Why is gradient co-variant ? (intuitively ) At 7:47 in this video, the professor defines a function F(x,y) on regular cartesian grid, then later defines the same function on a scaled cartesian grid (where x' = 2x and y'=2y) , now, after this he takes gradient on the function defined on the new grid. And for some reason, the gradient on the new function is four times the function in cartesian, and I can't understand why that should be the case..
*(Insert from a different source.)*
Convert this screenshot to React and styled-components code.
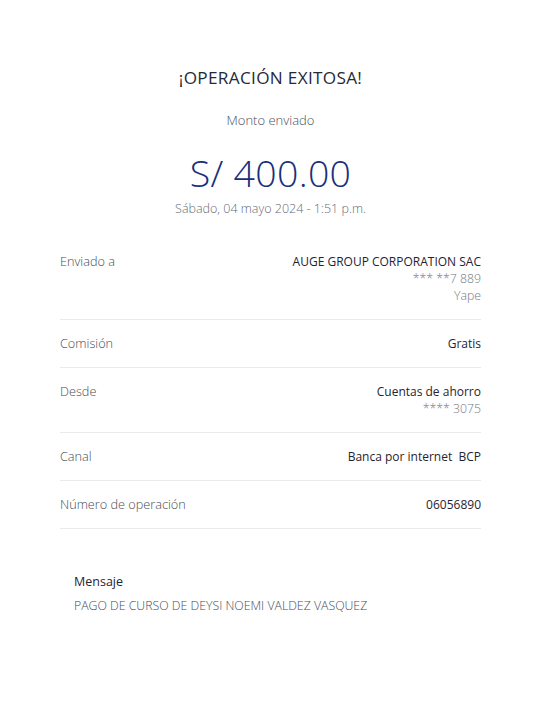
import React from "react";
import styled, { createGlobalStyle } from "styled-components";

const Global = createGlobalStyle`
  html, body { margin: 0; padding: 0; background: #ffffff; }
  body { font-family: "Open Sans", "Noto Sans", sans-serif; -webkit-font-smoothing: antialiased; }
`;

const Page = styled.div`
  width: 539px;
  min-height: 718px;
  box-sizing: border-box;
  padding: 66px 58px 0 60px;
  display: flex;
  flex-direction: column;
`;

const Header = styled.div`
  display: flex;
  flex-direction: column;
  align-items: center;
`;

const Title = styled.h1`
  margin: 0;
  font-size: 17.2px;
  line-height: 24px;
  font-weight: 500;
  color: #252a36;
  letter-spacing: 0.3px;
`;

const Subtitle = styled.div`
  margin-top: 21px;
  font-size: 13px;
  line-height: 18px;
  font-weight: 300;
  color: #4a505d;
`;

const Amount = styled.div`
  margin-top: 22px;
  font-size: 37.5px;
  line-height: 44px;
  font-weight: 300;
  color: #17307a;
  letter-spacing: 0.3px;
`;

const DateText = styled.div`
  margin-top: 5px;
  font-size: 12.5px;
  line-height: 18px;
  font-weight: 300;
  color: #666c78;
`;

const List = styled.div`
  margin-top: 20px;
  display: flex;
  flex-direction: column;
`;

const Row = styled.div`
  display: flex;
  justify-content: space-between;
  align-items: flex-start;
  padding: 15px 0 15px;
  border-bottom: 1px solid #e8eaee;
`;

const Label = styled.div`
  font-size: 12.7px;
  line-height: 17px;
  font-weight: 300;
  color: #474d59;
`;

const Values = styled.div`
  display: flex;
  flex-direction: column;
  align-items: flex-end;
  text-align: right;
`;

const Value = styled.div`
  font-size: ${(p) => (p.$sub ? "12.3px" : "12px")};
  line-height: 17px;
  font-weight: ${(p) => (p.$sub ? 300 : 500)};
  color: ${(p) => (p.$sub ? "#737986" : "#1f2430")};
`;

const Message = styled.div`
  margin-top: 44px;
  padding-left: 14px;
  display: flex;
  flex-direction: column;
  gap: 7px;
`;

const MessageTitle = styled.div`
  font-size: 12.5px;
  line-height: 17px;
  font-weight: 400;
  color: #1f2430;
`;

const MessageText = styled.div`
  font-size: 12.3px;
  line-height: 17px;
  font-weight: 300;
  color: #474d59;
`;

const rows = [
  { label: "Enviado a", values: ["AUGE GROUP CORPORATION SAC"], subs: ["*** **7 889", "Yape"] },
  { label: "Comisión", values: ["Gratis"], subs: [] },
  { label: "Desde", values: ["Cuentas de ahorro"], subs: ["**** 3075"] },
  { label: "Canal", values: ["Banca por internet\u00a0 BCP"], subs: [] },
  { label: "Número de operación", values: ["06056890"], subs: [] },
];

export default function App() {
  return (
    <>
      <Global />
      <Page>
        <Header>
          <Title>¡OPERACIÓN EXITOSA!</Title>
          <Subtitle>Monto enviado</Subtitle>
          <Amount>S/ 400.00</Amount>
          <DateText>Sábado, 04 mayo 2024 - 1:51 p.m.</DateText>
        </Header>
        <List>
          {rows.map((r) => (
            <Row key={r.label}>
              <Label>{r.label}</Label>
              <Values>
                {r.values.map((v) => (
                  <Value key={v}>{v}</Value>
                ))}
                {r.subs.map((v) => (
                  <Value key={v} $sub>
                    {v}
                  </Value>
                ))}
              </Values>
            </Row>
          ))}
        </List>
        <Message>
          <MessageTitle>Mensaje</MessageTitle>
          <MessageText>PAGO DE CURSO DE DEYSI NOEMI VALDEZ VASQUEZ</MessageText>
        </Message>
      </Page>
    </>
  );
}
I tried replicating what he did for a single variable function but my results differed quite a bit. I took the function $f(2x) = x$ then defined it on a new x' coordinate system which is squished.
$$ f(2x) = x$$
$$ 2x= x'$$
$$ f(x') = \frac{x'}{2}$$
$$ \frac{df}{dx'} = \frac{1}{2}$$
The derivative is actually half of the original function. As in the derivative scales accordingly such that when I multiply the derivative of the inner function (analogue to basis here), everything becomes the same. As in,
$$ \frac{df}{dx'} \frac{dx'}{dx} = 1$$
So, I intuitively think that the gradient in this new coordinate system should scale in such a way such that the scale up of the basis vectors is cancelled by the scaling down of the gradient. As in the gradient should be invariant of coordinating scaling and dilation.
However the regular gradient definition we all know and love is not, Why exactly does this happen? other than for the fact of it being a purely algebraic result?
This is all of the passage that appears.